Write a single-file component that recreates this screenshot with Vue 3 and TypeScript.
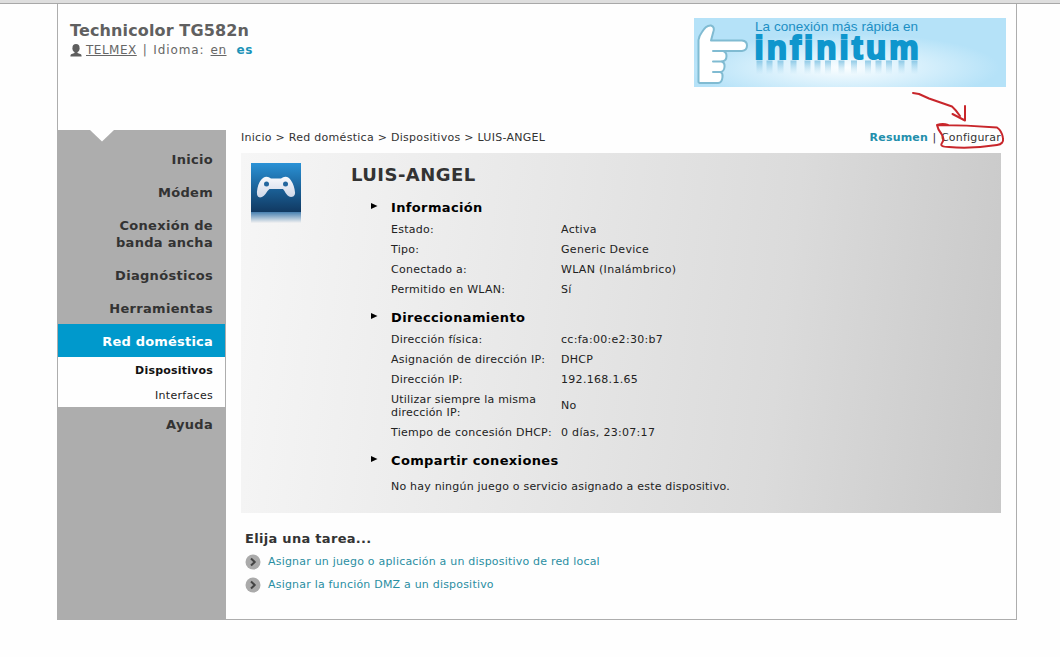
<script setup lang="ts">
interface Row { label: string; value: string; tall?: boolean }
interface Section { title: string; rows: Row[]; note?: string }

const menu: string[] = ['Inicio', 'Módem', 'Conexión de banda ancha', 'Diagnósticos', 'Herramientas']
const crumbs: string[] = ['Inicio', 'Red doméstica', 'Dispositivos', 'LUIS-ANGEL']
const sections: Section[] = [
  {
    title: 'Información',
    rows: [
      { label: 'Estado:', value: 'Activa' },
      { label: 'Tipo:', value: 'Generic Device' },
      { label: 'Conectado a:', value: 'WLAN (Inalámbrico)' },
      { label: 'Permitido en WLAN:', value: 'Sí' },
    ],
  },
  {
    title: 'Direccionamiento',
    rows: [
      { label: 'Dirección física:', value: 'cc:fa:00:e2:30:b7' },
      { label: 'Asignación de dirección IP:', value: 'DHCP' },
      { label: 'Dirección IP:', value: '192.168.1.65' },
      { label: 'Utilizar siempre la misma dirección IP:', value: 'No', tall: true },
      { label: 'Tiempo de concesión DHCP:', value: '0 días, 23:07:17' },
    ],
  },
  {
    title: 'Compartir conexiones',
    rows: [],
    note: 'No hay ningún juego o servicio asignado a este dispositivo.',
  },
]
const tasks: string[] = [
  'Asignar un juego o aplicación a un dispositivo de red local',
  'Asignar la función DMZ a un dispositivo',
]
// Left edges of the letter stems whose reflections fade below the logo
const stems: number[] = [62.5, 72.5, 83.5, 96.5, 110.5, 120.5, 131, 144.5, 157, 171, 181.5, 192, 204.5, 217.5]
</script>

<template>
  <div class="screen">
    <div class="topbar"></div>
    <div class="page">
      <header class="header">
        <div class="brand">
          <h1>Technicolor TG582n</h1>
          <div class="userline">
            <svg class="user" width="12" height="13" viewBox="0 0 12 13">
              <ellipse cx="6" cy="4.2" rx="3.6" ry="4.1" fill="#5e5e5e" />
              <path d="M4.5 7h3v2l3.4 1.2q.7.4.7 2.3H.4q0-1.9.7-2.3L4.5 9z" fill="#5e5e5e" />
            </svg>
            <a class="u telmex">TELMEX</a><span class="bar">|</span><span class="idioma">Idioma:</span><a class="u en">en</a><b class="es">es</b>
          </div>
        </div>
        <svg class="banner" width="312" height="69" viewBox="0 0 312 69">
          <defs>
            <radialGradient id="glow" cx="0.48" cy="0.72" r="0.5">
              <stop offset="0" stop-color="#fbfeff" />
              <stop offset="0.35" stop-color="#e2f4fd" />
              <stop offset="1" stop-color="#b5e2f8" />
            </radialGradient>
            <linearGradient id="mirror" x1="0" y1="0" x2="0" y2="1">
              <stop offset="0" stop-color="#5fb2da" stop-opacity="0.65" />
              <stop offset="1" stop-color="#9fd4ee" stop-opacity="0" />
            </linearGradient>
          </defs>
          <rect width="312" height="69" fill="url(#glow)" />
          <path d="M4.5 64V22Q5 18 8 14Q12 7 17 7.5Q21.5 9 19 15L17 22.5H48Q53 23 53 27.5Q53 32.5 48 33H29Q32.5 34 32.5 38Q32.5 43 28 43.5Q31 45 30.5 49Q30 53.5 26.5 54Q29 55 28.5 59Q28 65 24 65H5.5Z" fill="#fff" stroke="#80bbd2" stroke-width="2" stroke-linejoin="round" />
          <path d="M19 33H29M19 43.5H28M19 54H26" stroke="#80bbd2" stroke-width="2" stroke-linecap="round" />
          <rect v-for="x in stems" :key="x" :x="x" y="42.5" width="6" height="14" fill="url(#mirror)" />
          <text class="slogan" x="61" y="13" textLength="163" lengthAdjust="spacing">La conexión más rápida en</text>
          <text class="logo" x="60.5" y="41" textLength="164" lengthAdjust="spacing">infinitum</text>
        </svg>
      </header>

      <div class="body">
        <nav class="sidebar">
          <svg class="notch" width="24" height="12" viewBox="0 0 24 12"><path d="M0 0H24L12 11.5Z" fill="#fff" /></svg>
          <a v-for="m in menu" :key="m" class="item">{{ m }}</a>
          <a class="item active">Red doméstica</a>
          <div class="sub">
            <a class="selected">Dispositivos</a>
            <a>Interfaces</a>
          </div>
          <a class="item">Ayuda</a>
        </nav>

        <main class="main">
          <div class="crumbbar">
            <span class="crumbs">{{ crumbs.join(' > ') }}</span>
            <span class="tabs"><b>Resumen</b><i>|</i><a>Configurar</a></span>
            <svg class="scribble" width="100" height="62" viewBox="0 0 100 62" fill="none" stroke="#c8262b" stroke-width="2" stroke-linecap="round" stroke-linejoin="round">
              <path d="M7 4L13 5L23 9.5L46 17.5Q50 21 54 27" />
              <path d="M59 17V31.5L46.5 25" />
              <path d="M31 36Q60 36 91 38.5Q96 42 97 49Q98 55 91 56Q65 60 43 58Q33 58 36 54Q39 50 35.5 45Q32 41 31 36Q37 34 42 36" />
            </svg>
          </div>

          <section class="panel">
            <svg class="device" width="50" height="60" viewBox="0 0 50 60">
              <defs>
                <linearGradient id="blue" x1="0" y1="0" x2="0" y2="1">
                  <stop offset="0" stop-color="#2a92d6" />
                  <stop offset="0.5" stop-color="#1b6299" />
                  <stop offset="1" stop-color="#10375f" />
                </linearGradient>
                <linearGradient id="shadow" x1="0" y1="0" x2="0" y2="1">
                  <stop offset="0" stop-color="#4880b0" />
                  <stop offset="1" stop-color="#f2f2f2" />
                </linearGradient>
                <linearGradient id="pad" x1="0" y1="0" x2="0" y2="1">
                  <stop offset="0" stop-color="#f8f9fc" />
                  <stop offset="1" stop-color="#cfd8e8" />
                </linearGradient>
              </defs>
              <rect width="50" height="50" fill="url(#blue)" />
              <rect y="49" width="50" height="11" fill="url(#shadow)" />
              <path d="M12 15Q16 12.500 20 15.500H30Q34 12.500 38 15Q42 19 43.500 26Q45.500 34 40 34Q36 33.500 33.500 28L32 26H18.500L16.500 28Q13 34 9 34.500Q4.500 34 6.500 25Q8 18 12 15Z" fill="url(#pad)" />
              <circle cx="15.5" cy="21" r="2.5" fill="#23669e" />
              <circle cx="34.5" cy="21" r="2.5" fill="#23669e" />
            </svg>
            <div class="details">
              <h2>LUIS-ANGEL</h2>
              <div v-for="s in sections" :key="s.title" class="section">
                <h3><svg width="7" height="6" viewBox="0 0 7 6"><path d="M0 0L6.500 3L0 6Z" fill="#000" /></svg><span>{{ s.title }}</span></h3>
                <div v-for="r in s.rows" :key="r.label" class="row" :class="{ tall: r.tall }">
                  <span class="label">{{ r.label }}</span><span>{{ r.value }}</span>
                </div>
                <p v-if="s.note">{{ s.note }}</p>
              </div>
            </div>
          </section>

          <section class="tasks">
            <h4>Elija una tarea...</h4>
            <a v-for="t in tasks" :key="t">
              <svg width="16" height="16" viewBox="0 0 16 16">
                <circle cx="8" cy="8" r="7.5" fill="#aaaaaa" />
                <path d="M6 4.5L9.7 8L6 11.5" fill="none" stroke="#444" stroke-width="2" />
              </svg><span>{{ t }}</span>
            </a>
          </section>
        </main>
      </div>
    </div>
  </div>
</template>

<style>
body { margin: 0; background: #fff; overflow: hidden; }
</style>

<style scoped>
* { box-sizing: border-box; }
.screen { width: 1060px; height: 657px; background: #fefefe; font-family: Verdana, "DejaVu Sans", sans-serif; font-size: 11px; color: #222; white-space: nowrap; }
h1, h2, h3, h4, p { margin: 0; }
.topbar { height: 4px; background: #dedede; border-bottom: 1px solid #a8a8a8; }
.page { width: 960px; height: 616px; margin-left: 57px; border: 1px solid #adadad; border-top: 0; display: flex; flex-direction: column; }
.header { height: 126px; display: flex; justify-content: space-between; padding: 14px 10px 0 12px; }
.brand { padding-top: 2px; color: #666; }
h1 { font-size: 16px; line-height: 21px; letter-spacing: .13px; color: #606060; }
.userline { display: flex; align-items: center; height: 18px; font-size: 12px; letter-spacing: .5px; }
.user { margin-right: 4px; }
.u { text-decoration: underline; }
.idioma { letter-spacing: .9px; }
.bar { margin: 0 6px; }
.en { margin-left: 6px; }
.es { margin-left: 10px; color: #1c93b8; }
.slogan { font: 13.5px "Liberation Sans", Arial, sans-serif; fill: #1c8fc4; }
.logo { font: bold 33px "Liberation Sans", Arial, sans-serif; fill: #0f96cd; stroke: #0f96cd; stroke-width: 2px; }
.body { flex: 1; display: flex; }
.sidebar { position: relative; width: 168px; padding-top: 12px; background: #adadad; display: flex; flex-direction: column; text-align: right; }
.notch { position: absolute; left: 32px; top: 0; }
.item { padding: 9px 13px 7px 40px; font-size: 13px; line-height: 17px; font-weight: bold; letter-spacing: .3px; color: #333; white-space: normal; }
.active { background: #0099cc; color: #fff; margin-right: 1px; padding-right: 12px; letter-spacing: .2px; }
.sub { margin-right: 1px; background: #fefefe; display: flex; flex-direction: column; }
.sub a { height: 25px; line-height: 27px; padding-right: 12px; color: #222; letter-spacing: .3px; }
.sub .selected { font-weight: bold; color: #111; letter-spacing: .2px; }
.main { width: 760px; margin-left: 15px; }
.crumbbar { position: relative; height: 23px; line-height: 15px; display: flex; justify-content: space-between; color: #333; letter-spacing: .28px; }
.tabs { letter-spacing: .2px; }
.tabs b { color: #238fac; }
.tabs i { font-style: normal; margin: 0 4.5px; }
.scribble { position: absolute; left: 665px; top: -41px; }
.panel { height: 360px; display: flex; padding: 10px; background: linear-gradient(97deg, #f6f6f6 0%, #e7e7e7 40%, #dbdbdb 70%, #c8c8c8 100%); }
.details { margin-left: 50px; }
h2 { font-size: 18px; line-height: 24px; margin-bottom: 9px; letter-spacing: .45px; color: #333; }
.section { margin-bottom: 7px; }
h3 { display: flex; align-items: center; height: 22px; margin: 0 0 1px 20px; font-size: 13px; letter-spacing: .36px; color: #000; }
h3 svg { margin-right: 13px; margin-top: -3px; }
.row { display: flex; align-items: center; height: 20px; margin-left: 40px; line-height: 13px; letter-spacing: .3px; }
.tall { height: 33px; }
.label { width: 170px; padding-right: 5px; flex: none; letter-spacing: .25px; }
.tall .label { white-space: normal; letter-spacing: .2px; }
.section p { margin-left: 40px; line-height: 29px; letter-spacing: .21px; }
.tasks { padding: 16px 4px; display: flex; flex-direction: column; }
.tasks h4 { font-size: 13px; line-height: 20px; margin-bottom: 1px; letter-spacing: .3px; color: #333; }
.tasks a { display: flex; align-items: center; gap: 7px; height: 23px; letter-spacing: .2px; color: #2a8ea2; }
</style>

*WHAT IS ASKED:* Give again exactly the lines running from the beginning of the material above through the line that contains "string; rows: Row[];", and leave out every picture.

*RESULT BELOW:*
Write a single-file component that recreates this screenshot with Vue 3 and TypeScript.
<script setup lang="ts">
interface Row { label: string; value: string; tall?: boolean }
interface Section { title: string; rows: Row[]; note?: string }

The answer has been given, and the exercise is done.